#### PROBLEM:
All lines featuring the string "screenshot" are to be listed.

─── RECORD SET ───

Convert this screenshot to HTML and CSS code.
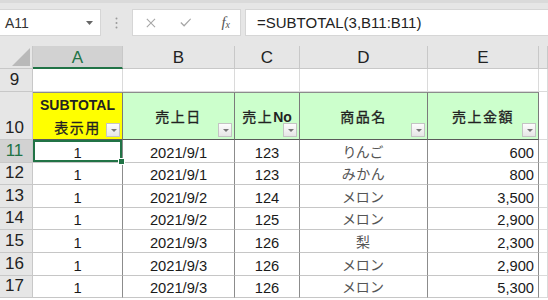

───
─── RECORD SET ───

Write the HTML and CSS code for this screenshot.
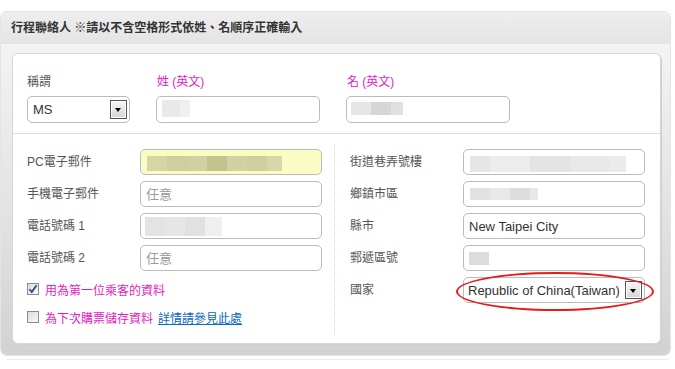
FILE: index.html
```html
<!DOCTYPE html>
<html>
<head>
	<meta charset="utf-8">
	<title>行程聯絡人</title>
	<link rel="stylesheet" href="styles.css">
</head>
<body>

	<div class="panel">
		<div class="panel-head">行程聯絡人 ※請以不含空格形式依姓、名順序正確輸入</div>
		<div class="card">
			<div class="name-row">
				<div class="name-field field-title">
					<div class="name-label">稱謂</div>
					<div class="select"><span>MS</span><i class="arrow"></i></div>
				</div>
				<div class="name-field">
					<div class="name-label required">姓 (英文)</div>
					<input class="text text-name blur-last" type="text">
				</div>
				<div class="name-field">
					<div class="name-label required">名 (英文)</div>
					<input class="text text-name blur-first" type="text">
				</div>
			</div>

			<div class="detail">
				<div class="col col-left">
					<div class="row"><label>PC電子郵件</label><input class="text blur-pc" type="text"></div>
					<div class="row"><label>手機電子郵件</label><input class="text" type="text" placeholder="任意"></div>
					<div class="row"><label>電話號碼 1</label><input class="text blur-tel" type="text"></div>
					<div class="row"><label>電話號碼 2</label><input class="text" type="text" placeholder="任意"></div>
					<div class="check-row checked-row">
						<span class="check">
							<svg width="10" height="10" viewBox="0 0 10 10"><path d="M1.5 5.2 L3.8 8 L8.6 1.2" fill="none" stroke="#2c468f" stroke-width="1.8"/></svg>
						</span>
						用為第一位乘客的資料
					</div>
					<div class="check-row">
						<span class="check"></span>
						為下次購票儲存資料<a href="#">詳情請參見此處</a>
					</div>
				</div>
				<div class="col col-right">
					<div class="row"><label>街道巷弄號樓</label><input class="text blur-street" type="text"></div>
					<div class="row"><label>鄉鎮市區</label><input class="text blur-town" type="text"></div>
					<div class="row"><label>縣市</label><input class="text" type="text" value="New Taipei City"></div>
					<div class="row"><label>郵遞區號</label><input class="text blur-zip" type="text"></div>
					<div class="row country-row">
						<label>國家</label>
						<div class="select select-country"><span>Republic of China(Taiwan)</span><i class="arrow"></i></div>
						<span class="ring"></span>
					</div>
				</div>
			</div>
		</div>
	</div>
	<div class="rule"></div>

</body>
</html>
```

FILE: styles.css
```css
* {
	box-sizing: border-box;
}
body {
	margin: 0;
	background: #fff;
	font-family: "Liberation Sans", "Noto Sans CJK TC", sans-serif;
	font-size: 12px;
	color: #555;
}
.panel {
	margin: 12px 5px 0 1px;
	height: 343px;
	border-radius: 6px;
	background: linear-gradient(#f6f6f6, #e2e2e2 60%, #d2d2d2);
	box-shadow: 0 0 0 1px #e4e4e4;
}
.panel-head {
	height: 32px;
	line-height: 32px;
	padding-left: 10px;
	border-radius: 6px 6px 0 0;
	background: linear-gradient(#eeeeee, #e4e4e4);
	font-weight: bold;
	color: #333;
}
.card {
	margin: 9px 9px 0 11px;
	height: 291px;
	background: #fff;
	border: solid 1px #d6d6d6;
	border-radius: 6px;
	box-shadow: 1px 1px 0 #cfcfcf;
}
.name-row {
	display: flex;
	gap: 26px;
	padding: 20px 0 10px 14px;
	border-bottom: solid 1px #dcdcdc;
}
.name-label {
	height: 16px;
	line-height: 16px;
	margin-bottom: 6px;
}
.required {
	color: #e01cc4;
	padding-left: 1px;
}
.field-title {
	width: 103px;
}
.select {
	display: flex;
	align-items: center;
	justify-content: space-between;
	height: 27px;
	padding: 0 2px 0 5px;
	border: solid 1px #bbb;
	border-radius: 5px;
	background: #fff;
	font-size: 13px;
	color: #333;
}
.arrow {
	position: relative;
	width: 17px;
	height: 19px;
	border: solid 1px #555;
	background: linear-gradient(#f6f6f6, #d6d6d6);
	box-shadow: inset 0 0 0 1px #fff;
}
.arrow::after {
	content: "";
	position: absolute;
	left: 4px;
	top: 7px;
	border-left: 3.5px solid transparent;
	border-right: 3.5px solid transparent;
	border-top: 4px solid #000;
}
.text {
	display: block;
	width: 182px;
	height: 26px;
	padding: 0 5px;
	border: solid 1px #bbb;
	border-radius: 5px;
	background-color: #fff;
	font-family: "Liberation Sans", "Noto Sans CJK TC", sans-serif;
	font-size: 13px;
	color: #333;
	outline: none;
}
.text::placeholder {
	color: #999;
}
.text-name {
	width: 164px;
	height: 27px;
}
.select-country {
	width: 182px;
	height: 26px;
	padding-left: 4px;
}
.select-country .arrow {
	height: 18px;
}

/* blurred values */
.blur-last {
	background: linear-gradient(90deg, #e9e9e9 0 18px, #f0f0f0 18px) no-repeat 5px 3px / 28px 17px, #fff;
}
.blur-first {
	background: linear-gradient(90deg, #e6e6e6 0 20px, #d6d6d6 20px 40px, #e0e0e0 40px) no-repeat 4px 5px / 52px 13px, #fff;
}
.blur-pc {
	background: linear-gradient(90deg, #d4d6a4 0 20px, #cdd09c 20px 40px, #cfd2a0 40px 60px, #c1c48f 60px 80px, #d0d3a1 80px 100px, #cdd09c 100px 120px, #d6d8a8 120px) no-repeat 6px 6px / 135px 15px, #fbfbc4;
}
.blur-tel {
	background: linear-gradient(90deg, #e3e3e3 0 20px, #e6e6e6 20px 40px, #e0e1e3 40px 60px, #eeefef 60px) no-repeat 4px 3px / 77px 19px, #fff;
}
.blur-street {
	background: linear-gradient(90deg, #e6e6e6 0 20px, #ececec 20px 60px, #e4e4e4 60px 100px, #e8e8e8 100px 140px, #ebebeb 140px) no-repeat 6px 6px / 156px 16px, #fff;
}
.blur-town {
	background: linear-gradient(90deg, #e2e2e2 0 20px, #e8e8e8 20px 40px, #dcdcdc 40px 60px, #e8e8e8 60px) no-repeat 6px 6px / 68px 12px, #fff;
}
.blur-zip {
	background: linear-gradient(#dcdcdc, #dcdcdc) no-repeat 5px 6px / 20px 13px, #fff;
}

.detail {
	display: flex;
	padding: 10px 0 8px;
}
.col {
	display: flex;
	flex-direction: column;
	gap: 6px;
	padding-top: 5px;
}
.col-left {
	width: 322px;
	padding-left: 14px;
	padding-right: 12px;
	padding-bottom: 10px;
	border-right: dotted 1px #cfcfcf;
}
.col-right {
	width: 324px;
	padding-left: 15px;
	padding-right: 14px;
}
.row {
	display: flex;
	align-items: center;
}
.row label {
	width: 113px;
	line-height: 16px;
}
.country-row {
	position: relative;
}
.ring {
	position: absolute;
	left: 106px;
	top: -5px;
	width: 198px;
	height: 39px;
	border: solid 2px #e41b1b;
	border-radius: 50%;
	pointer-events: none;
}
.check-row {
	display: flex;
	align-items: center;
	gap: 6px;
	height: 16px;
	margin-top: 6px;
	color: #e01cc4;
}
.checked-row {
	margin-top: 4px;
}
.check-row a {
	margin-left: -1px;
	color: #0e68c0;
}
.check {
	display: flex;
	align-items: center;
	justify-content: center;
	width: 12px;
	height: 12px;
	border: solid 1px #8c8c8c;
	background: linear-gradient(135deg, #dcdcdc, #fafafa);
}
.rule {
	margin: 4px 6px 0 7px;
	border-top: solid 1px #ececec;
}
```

───

#### ANSWER BELOW:
Convert this screenshot to HTML and CSS code.
Write the HTML and CSS code for this screenshot.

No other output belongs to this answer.